For starters, let me vent a little bit about what it isn’t for (or at least shouldn’t be). Equipment should not be seen as something integral to the character’s being. If your idea for a character is ‘a guy who uses two pump shotguns’, I think your idea is lame. The reason is because the shotguns are not and should not be the defining characteristic of your character. I don’t have a problem with a character having or owning a signature weapon, I just want the character to be more than the stuff on their back. I don’t see equipment as deserved stat-boosts for a character so he/she can compete with the bigger monsters (this is one of my primary problems with D&D as it exists today and, indeed, with most video game RPGs). I think a dagger should be able to kill a guy just as well as a broadsword, no matter how experienced he is. Getting stabbed by a bladed weapon hurts, no matter what that weapon is originally designed to do. Furthermore, and related to this, I don’t see there being a compelling reason outside of simple economics that a just-starting-out character can’t be allowed to use whatever piece of equipment they want, no matter how advanced. Naturally, there might be some stuff that is hard to get a hold of simply because of its expense or rarity, but any self-respecting weaponsmith is going to have as many swords as he’ll have hatchets, woodsplitters, and knives. Likewise, if you go to a black market arms dealer, he should be able to sell you all the top-of-the-line assault rifles right then and there, just so long as you’ve got the cash. I don’t care if the PCs are ‘first level’–you want a super weapon, you should be able to get it if you can afford the price.

This brings me to what equipment should be for in an RPG and, furthermore, in any given adventure story in any genre. Pieces of equipment are plot devices, plain and simple. They exist to make the story more interesting, introduce conflicts, and complicate dilemmas. You want a giant, fancy, super-robot? Done–you’ve got a giant fancy super robot. I will let you blow up fools, sure–that’s a given. You know what else I’m going to do, though? I’m going to have somebody try to steal your robot. I’m going to put you in situations where you need your robot but it isn’t nearby. I’m going to beat your robot up so it’s about to explode and you have to make a choice–do I stick here and fix it, risking being caught in the blast if I fail, or do I run and let it go. The toys are not the character, the character are not the toys–the toys exist to make things more interesting.

I’m currently running a game that I’ve designed myself (tentatively titled Frontier 2280).
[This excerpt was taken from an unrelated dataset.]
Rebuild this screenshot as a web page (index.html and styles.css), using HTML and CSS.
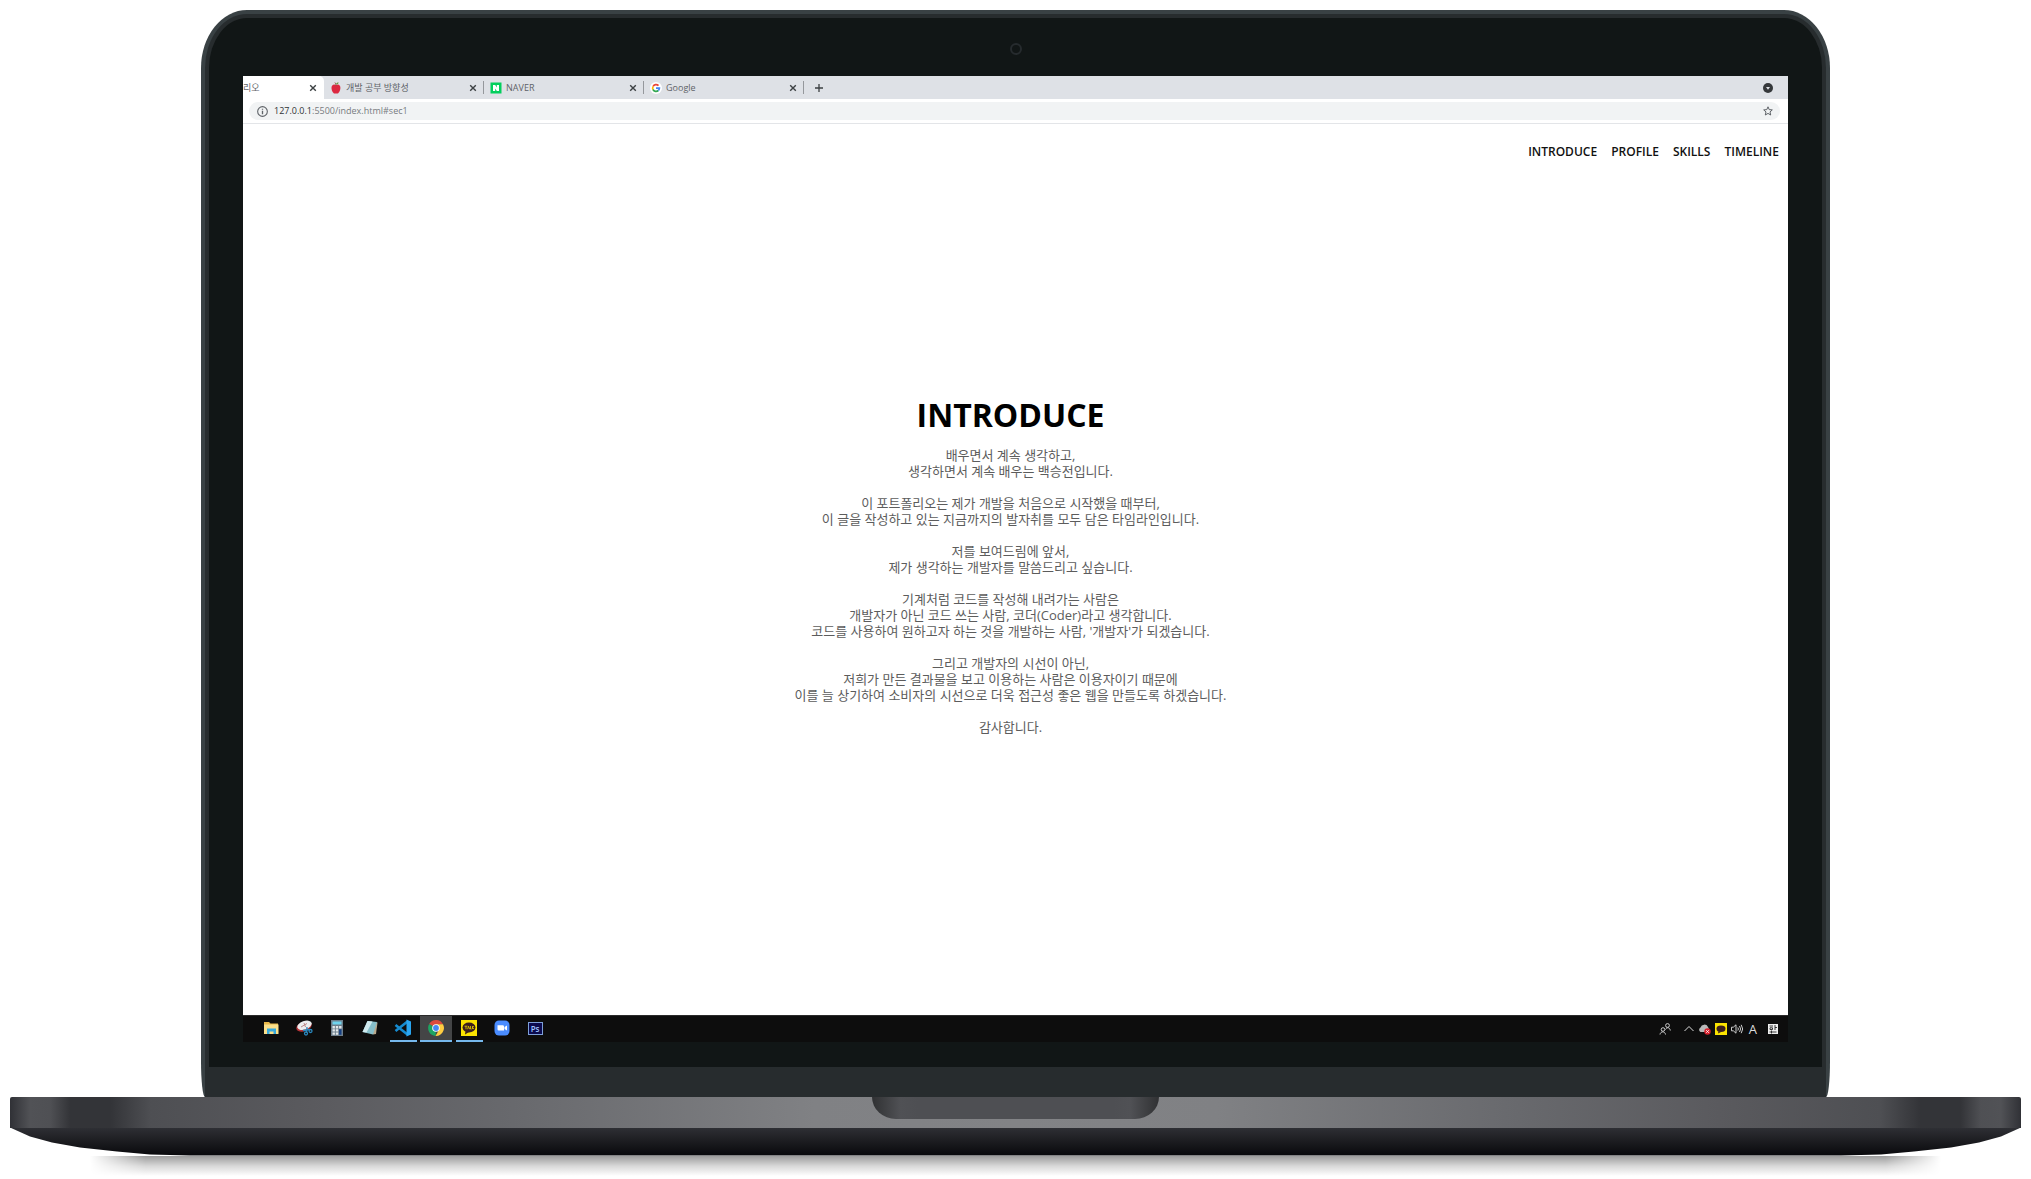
FILE: index.html
```html
<!DOCTYPE html>
<html lang="ko">
<head>
<meta charset="utf-8">
<meta name="viewport" content="width=device-width, initial-scale=1">
<title>포트폴리오</title>
<link rel="stylesheet" href="styles.css">
</head>
<body>
<main class="laptop">
  <div class="lid">
    <div class="bezel">
      <div class="camera-strip"><span class="camera"></span></div>
      <div class="screen">
        <div class="tabs">
          <div class="tab tab-active">
            <span class="tab-title">리오</span>
            <button class="close" aria-label="탭 닫기"><svg viewBox="0 0 8 8"><path d="M1.200 1.200l5.600 5.600M6.800 1.200L1.200 6.800"/></svg></button>
          </div>
          <div class="tab">
            <svg class="favicon" viewBox="0 0 12 12"><path fill="#dc2840" d="M6 3.200C8 1.800 10.600 3 10.400 6c-.2 3-1.800 5.600-3.200 5.600-.6 0-.8-.2-1.200-.2s-.6.200-1.200.200C3.400 11.600 1.600 9 1.500 6 1.400 3 4 1.800 6 3.200z"/><path d="M6 3.500C6 2 5.500 1.200 5 .6" stroke="#7a4a2a" fill="none"/><path fill="#5d9a3c" d="M6 2.300C6.200.8 7.500.3 8.700.400 8.500 1.600 7.500 2.300 6 2.300z"/></svg>
            <span class="tab-title">개발 공부 방향성</span>
            <button class="close" aria-label="탭 닫기"><svg viewBox="0 0 8 8"><path d="M1.200 1.200l5.600 5.600M6.800 1.200L1.200 6.800"/></svg></button>
          </div>
          <div class="tab">
            <svg class="favicon" viewBox="0 0 12 12"><path fill="#03cf5d" d="M.5.500h11v11H.5z"/><path fill="#fff" d="M3 3h2.200l1.600 2.500V3H9v6H6.800L5.200 6.600V9H3z"/></svg>
            <span class="tab-title">NAVER</span>
            <button class="close" aria-label="탭 닫기"><svg viewBox="0 0 8 8"><path d="M1.200 1.200l5.600 5.600M6.800 1.200L1.200 6.800"/></svg></button>
          </div>
          <div class="tab">
            <svg class="favicon" viewBox="0 0 12 12"><circle cx="6" cy="6" r="6" fill="#fff"/><g fill="none" stroke-width="1.700"><path stroke="#ea4335" d="M3 4.500A3.400 3.400 0 0 1 8.500 3.600"/><path stroke="#fbbc05" d="M3 4.500a3.400 3.400 0 0 0 0 3"/><path stroke="#34a853" d="M3 7.500a3.400 3.400 0 0 0 5.300 1"/><path stroke="#4285f4" d="M8.300 8.500A3.400 3.400 0 0 0 9.400 6.200H6"/></g></svg>
            <span class="tab-title">Google</span>
            <button class="close" aria-label="탭 닫기"><svg viewBox="0 0 8 8"><path d="M1.200 1.200l5.600 5.600M6.800 1.200L1.200 6.800"/></svg></button>
          </div>
          <button class="icon-button new-tab" aria-label="새 탭"><svg viewBox="0 0 10 10"><path d="M5 1v8M1 5h8" stroke="#3c4043" stroke-width="1.300"/></svg></button>
          <button class="icon-button search-tabs" aria-label="탭 검색"><svg viewBox="0 0 10 10"><circle cx="5" cy="5" r="5" fill="#35383b"/><path fill="#dee1e6" d="M3 4h4L5 6.700z"/></svg></button>
        </div>
        <div class="toolbar">
          <div class="omnibox">
            <svg class="info" viewBox="0 0 10 10" aria-hidden="true"><circle cx="5" cy="5" r="4.400" fill="none" stroke="#5f6368"/><path d="M5 4.400V7.500M5 2.500v1" stroke="#5f6368" stroke-width="1.200"/></svg>
            <span class="url"><span class="host">127.0.0.1</span>:5500/index.html#sec1</span>
            <button class="icon-button" aria-label="북마크"><svg viewBox="0 0 10 10"><path fill="none" stroke="#5f6368" d="M5 .8l1.200 2.800 3.100.3-2.300 2 .7 3.100L5 7.400 2.300 9l.7-3.100-2.300-2 3.100-.3z"/></svg></button>
          </div>
        </div>
        <div class="page">
          <nav class="menu">
            <a href="#sec1">INTRODUCE</a>
            <a href="#sec2">PROFILE</a>
            <a href="#sec3">SKILLS</a>
            <a href="#sec4">TIMELINE</a>
          </nav>
          <section class="intro" id="sec1">
            <h1>INTRODUCE</h1>
            <p>배우면서 계속 생각하고,<br>생각하면서 계속 배우는 백승전입니다.</p>
            <p>이 포트폴리오는 제가 개발을 처음으로 시작했을 때부터,<br>이 글을 작성하고 있는 지금까지의 발자취를 모두 담은 타임라인입니다.</p>
            <p>저를 보여드림에 앞서,<br>제가 생각하는 개발자를 말씀드리고 싶습니다.</p>
            <p>기계처럼 코드를 작성해 내려가는 사람은<br>개발자가 아닌 코드 쓰는 사람, 코더(Coder)라고 생각합니다.<br>코드를 사용하여 원하고자 하는 것을 개발하는 사람, '개발자'가 되겠습니다.</p>
            <p>그리고 개발자의 시선이 아닌,<br>저희가 만든 결과물을 보고 이용하는 사람은 이용자이기 때문에<br>이를 늘 상기하여 소비자의 시선으로 더욱 접근성 좋은 웹을 만들도록 하겠습니다.</p>
            <p>감사합니다.</p>
          </section>
        </div>
        <div class="taskbar">
          <div class="apps">
            <button class="app" aria-label="파일 탐색기"><svg viewBox="0 0 18 18"><path fill="#e8b84a" d="M2 3h5l1.500 1.500H16V7H2z"/><path fill="#fbe08c" d="M2 5.500h14.500V15H2z"/><path fill="#38a9dd" d="M5 9.500h9V15h-2.500v-2.500h-4V15H5z"/></svg></button>
            <button class="app" aria-label="캡처 도구"><svg viewBox="0 0 18 18"><ellipse cx="9" cy="7.500" rx="8" ry="4.800" fill="#b53236" transform="rotate(-20 9 7.500)"/><ellipse cx="9.500" cy="6.300" rx="7.500" ry="4.200" fill="#eceef0" transform="rotate(-20 9.500 6.300)"/><path d="M6 8l6-3.500M9 4l1.500 4" stroke="#b88"/><g fill="none" stroke="#2a87bd" stroke-width="1.300"><path d="M8 11.500l7-1M12 8l-.5 6"/><circle cx="11" cy="14.500" r="1.500"/><circle cx="15.500" cy="12" r="1.500"/></g></svg></button>
            <button class="app" aria-label="계산기"><svg viewBox="0 0 18 18"><path fill="#6d7e8b" d="M3 1h12v16H3z"/><path fill="#6fd4ee" d="M4.500 2.500h9v3h-9z"/><path fill="#e3e8eb" d="M4.500 7h2.400v2.400H4.500zm3.300 0h2.400v2.400H7.800zm3.300 0h2.400v2.400h-2.400zM4.500 10.200h2.400v2.400H4.500zm3.300 0h2.400v2.400H7.800zM4.500 13.400h2.400v2.400H4.500zm3.300 0h2.400v2.400H7.800z"/><path fill="#153f84" d="M11.100 10.200h2.400v5.600h-2.400z"/></svg></button>
            <button class="app" aria-label="메모장"><svg viewBox="0 0 18 18"><path fill="#b8a78b" d="M7 2.500l9.500 1L15 15l-3 .500z"/><path fill="#86bfca" d="M6.500 2l9.500 1-4 12.500L1.500 13z"/><path fill="#d0eaef" d="M6.500 2l5 .500-6 11L1.500 13z"/></svg></button>
            <button class="app open" aria-label="Visual Studio Code"><svg viewBox="0 0 18 18"><path d="M1.500 6l12 9.500M1.500 12l12-9.500" stroke="#168bd0" stroke-width="2.600"/><path fill="#2aa5f0" d="M12.500.500L17 2.500v13l-4.500 2z"/></svg></button>
            <button class="app open current" aria-label="Chrome"><svg viewBox="0 0 18 18"><path fill="#dd4b3e" d="M9 9L2.200 5A7.900 7.900 0 0 1 16 5.300H9z"/><path fill="#1da462" d="M9 9l-.4 7.900A7.900 7.900 0 0 1 2.200 5z"/><path fill="#ffcd41" d="M9 5.300h7A7.900 7.900 0 0 1 8.500 16.900L12 10.800z"/><circle cx="9" cy="9" r="3.800" fill="#fff"/><circle cx="9" cy="9" r="2.900" fill="#4688f4"/></svg></button>
            <button class="app open" aria-label="카카오톡"><svg viewBox="0 0 18 18"><path fill="#fbe300" d="M1 1h16v16H1z"/><ellipse cx="9" cy="8.500" rx="6.500" ry="5" fill="#3b1e1e"/><path fill="#3b1e1e" d="M5.500 12l-.5 3.500 4-2.500z"/><path d="M4.500 7.200h3M6 7.200v3M7.600 10.200l1-3 1 3M10.500 7v3h1.200M12.500 7v3M14 7.200l-1.500 1.400L14 10" fill="none" stroke="#e8d000" stroke-width=".8"/></svg></button>
            <button class="app" aria-label="Zoom"><svg viewBox="0 0 18 18"><rect x="1.500" y="1.500" width="15" height="15" rx="4.500" fill="#4a8cff"/><path fill="#fff" d="M4.500 6.200h5.200q1.300 0 1.300 1.300v4H5.800q-1.300 0-1.300-1.300zM11.500 8l2.500-1.600v5.200L11.500 10z"/></svg></button>
            <button class="app" aria-label="Photoshop"><span class="ps">Ps</span></button>
          </div>
          <div class="tray">
            <svg class="people" viewBox="0 0 12 12" aria-hidden="true"><g fill="none" stroke="#ccc"><circle cx="8.500" cy="2.500" r="1.900"/><path d="M6.500 6.500C7.500 4 10.800 4 11.300 7.500"/><circle cx="4" cy="6.500" r="1.800"/><path d="M1 11.500C1.500 8 6 8 6.500 11.500"/></g></svg>
            <svg viewBox="0 0 12 12" aria-hidden="true"><path d="M1.500 8L6 3.500 10.500 8" fill="none" stroke="#ddd"/></svg>
            <svg viewBox="0 0 12 12" aria-hidden="true"><path fill="#b9b9b9" d="M1.500 9a2.500 2.500 0 0 1 0-4.500A4 4 0 0 1 9 4l1.500 3v2z"/><circle cx="8.500" cy="8.500" r="3.200" fill="#d8232f"/><path d="M7.300 7.300l2.400 2.400m0-2.400L7.300 9.700" stroke="#fff"/></svg>
            <svg viewBox="0 0 12 12" aria-hidden="true"><path fill="#fbe300" d="M0 0h12v12H0z"/><ellipse cx="6" cy="5.800" rx="4.500" ry="3.300" fill="#3b1e1e"/><path fill="#3b1e1e" d="M3.500 8L3 10.500 6 9z"/></svg>
            <svg viewBox="0 0 12 12" aria-hidden="true"><path d="M.5 4.200h1.800L5 1.800v8.400L2.300 7.800H.5zM6.800 4.500q1.200 1.500 0 3M8.500 3q2.200 3 0 6M10.200 1.800q3 4.200 0 8.400" fill="none" stroke="#ccc"/></svg>
            <span class="ime">A</span>
            <svg class="hanja" viewBox="0 0 12 12" aria-hidden="true"><path fill="#eee" d="M1 1h10v10H1z"/><path d="M2.500 3h3.500M3 4.800h2.500v1.700H3zM8 2v5M8 4.500h2M2.500 9h7M4.500 7.500v3" fill="none" stroke="#222" stroke-width=".9"/></svg>
          </div>
        </div>
      </div>
    </div>
    <div class="chin"></div>
  </div>
  <div class="base"><div class="notch"></div></div>
  <div class="underside"></div>
  <div class="shadow"></div>
</main>
</body>
</html>
```
FILE: styles.css
```css
* { box-sizing: border-box; }

body {
  margin: 0;
  background: #fff;
  font-family: "Open Sans", "Noto Sans CJK KR", sans-serif;
  overflow-x: hidden;
}

button {
  margin: 0;
  padding: 0;
  border: 0;
  background: none;
  font: inherit;
}

svg { display: block; }

.laptop {
  display: flex;
  flex-direction: column;
  align-items: center;
  padding: 10px 10px 0;
}

/* Lid */
.lid {
  width: 81%;
  border: 4px solid #394144;
  border-bottom: 0;
  border-radius: 46px 46px 4px 4px / 58px 58px 36px 36px;
  background: #272c2e;
  padding: 4px 4px 0;
}

.bezel {
  padding: 0 34px 25px;
  background: #111616;
  border-radius: 38px 38px 0 0 / 50px 50px 0 0;
}

.camera-strip {
  display: flex;
  align-items: center;
  justify-content: center;
  height: 58px;
  padding-top: 4px;
}

.camera {
  width: 12px;
  height: 12px;
  border: 2px solid #262b2e;
  border-radius: 50%;
}

.chin { height: 30px; }

.screen {
  display: flex;
  flex-direction: column;
  aspect-ratio: 1.6;
  background: #fff;
  overflow: hidden;
}

/* Browser chrome */
.tabs {
  display: flex;
  align-items: center;
  height: 23px;
  flex: none;
  background: #dee1e6;
  font-size: 9px;
  line-height: 12px;
  color: #5f6368;
}

.tab {
  display: flex;
  flex: none;
  align-items: center;
  gap: 4px;
  width: 160px;
  height: 13px;
  padding: 0 6px;
  border-right: 1px solid #95989c;
}

.tab-active {
  width: 81px;
  height: 23px;
  padding: 0 7px 0 0;
  border-right: 0;
  border-radius: 0 5px 0 0;
  background: #fff;
}

.tab-title {
  flex: 1;
  white-space: nowrap;
}

.favicon { width: 12px; height: 12px; }

.close svg {
  width: 8px;
  height: 8px;
  stroke: #3c4043;
  stroke-width: 1.400;
}

.icon-button svg { width: 10px; height: 10px; }

.new-tab { margin-left: 10px; }

.search-tabs { margin: 0 15px 0 auto; }

.toolbar {
  flex: none;
  height: 25px;
  padding: 3px 8px 3px 6px;
  border-bottom: 1px solid #e3e5e8;
}

.omnibox {
  display: flex;
  align-items: center;
  gap: 6px;
  height: 18px;
  padding: 0 7px 0 8px;
  border-radius: 9px;
  background: #f1f3f4;
  font-size: 9px;
  line-height: 12px;
  color: #777b7f;
}

.info { width: 11px; height: 11px; }

.url { flex: 1; }

.host { color: #303337; }

/* Web page */
.page {
  display: flex;
  flex: 1;
  flex-direction: column;
}

.menu {
  display: flex;
  justify-content: flex-end;
  gap: 14px;
  padding: 19px 9px 0;
}

.menu a {
  color: #111;
  font-size: 12px;
  font-weight: 600;
  line-height: 18px;
  text-decoration: none;
}

.intro {
  display: flex;
  flex: 1;
  flex-direction: column;
  justify-content: center;
  gap: 16px;
  padding: 0 10px 42px 0;
  text-align: center;
}

.intro h1 {
  margin: 0;
  color: #000;
  font-size: 32px;
  font-weight: 700;
  line-height: 32px;
}

.intro p {
  margin: 0;
  color: #5c5c5c;
  font-size: 13px;
  line-height: 16px;
}

/* Taskbar */
.taskbar {
  display: flex;
  flex: none;
  justify-content: space-between;
  height: 27px;
  border-top: 1px solid #2a2a2a;
  background: #0d0d0d;
}

.apps { display: flex; gap: 1px; padding-left: 12px; }

.app {
  display: flex;
  align-items: center;
  justify-content: center;
  width: 32px;
  padding-bottom: 1px;
}

.app svg { width: 18px; height: 18px; }

.open {
  background: linear-gradient(#76b9ed, #76b9ed) center bottom / 27px 2px no-repeat;
}

.current {
  background-color: #444546;
  background-size: 100% 2px;
}

.ps {
  width: 15px;
  height: 13px;
  border: 1px solid #7d9fd8;
  background: #0b0a4e;
  color: #9fc3ff;
  font-size: 8px;
  font-weight: 600;
  line-height: 11px;
}

.tray {
  display: flex;
  align-items: center;
  gap: 4px;
  padding-right: 9px;
}

.tray svg { width: 12px; height: 12px; }

.tray .people { margin-right: 8px; }

.ime {
  width: 12px;
  color: #ddd;
  font-size: 13px;
  line-height: 16px;
  text-align: center;
}

.tray .hanja { margin-left: 4px; }

/* Keyboard deck */
.base {
  display: flex;
  justify-content: center;
  width: 100%;
  height: 31px;
  border-radius: 2px 2px 0 0;
  background: linear-gradient(90deg, #303136 0, #515256 1%, #4f5054 2%, #333438 3%, #333438 5%, #4e4f53 7%, #5a5a5e 15%, #68696d 25%, #808184 40%, #828386 50%, #808184 60%, #68696d 75%, #5a5a5e 85%, #4e4f53 93%, #333438 95%, #333438 97%, #4f5054 98%, #515256 99%, #303136 100%);
}

.notch {
  width: 287px;
  height: 22px;
  border-radius: 0 0 24px 24px / 0 0 22px 22px;
  background: linear-gradient(90deg, #303133, #505155 10%, #4e4f53 16%, #4e4f53 84%, #505155 90%, #303133);
}

.underside {
  width: 100%;
  height: 28px;
  background: linear-gradient(#2e2f34, #08080b);
  clip-path: polygon(0 0, 20px 9px, 42px 15px, 70px 20px, 107px 24px, 140px 27px, 180px 28px,
    calc(100% - 180px) 28px, calc(100% - 140px) 27px, calc(100% - 107px) 24px,
    calc(100% - 70px) 20px, calc(100% - 42px) 15px, calc(100% - 20px) 9px, 100% 0);
}

.shadow {
  width: 92%;
  height: 20px;
  background: linear-gradient(#9c9c9c, #d8d8d8 50%, #fff);
  -webkit-mask-image: linear-gradient(90deg, transparent, #000 3%, #000 97%, transparent);
  mask-image: linear-gradient(90deg, transparent, #000 3%, #000 97%, transparent);
}
```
This game is sort of a Mission:Impossible style game, in which the players are given a dangerous mission, a pile of ‘mission assets’ (i.e. equipment), and sent off to do their best. They usually have an assortment of weapons, sensor equipment, vehicles, and sundry supplies that they can use in any combination they like to solve their problem. Will this stuff be useful? Hell if I know–I give them what it seems like their employers would be willing to provide. They can use it or not and it can become a focus of interest or never really feature. I have no compuction about blowing their stuff up, having it stolen, corrupted, or turned against them. To me, doing that just adds a level of complexity to the mission and makes things more dangerous and fun. Nobody complains if their pistol jams (heck, given the system, you are rewarded if you volunteer your pistol for jamming!), because the pistol jamming at the wrong moment is a problem. Problems create conflict, conflict creates fun.

Point in case, a few missions ago the team was sent to intercept a messenger pod coming from a distant planet with sensitive information the company wanted stolen. So, they went. When marching aboard, they brought a flamethrower, just in case they needed to roast anything. In the end (and due to a series of mishaps I won’t bother going through), said flamethrower wound up exploding in a room without gravity, resulting in the whole party being adrift in a room filled with (1) nerve gas, (2) concentrated acid (which caused the explosion in the first place), (3) napalm (from the flamethrower), and, oh yes, the air was being sucked out the back of the pod. Easily the most deadly room in the history of my GM-ing, and endlessly hilarious, tense, and fun. Nobody died (miraculously), but one guy had his leg dissolved away and several were badly burned. If they want another flamethrower, they can have one–they just need to afford it, is all, and they aren’t that expensive–but my players understand that the flamethrower is just a tool, and that tool can (and will) be used to make the game more fun. Not easier.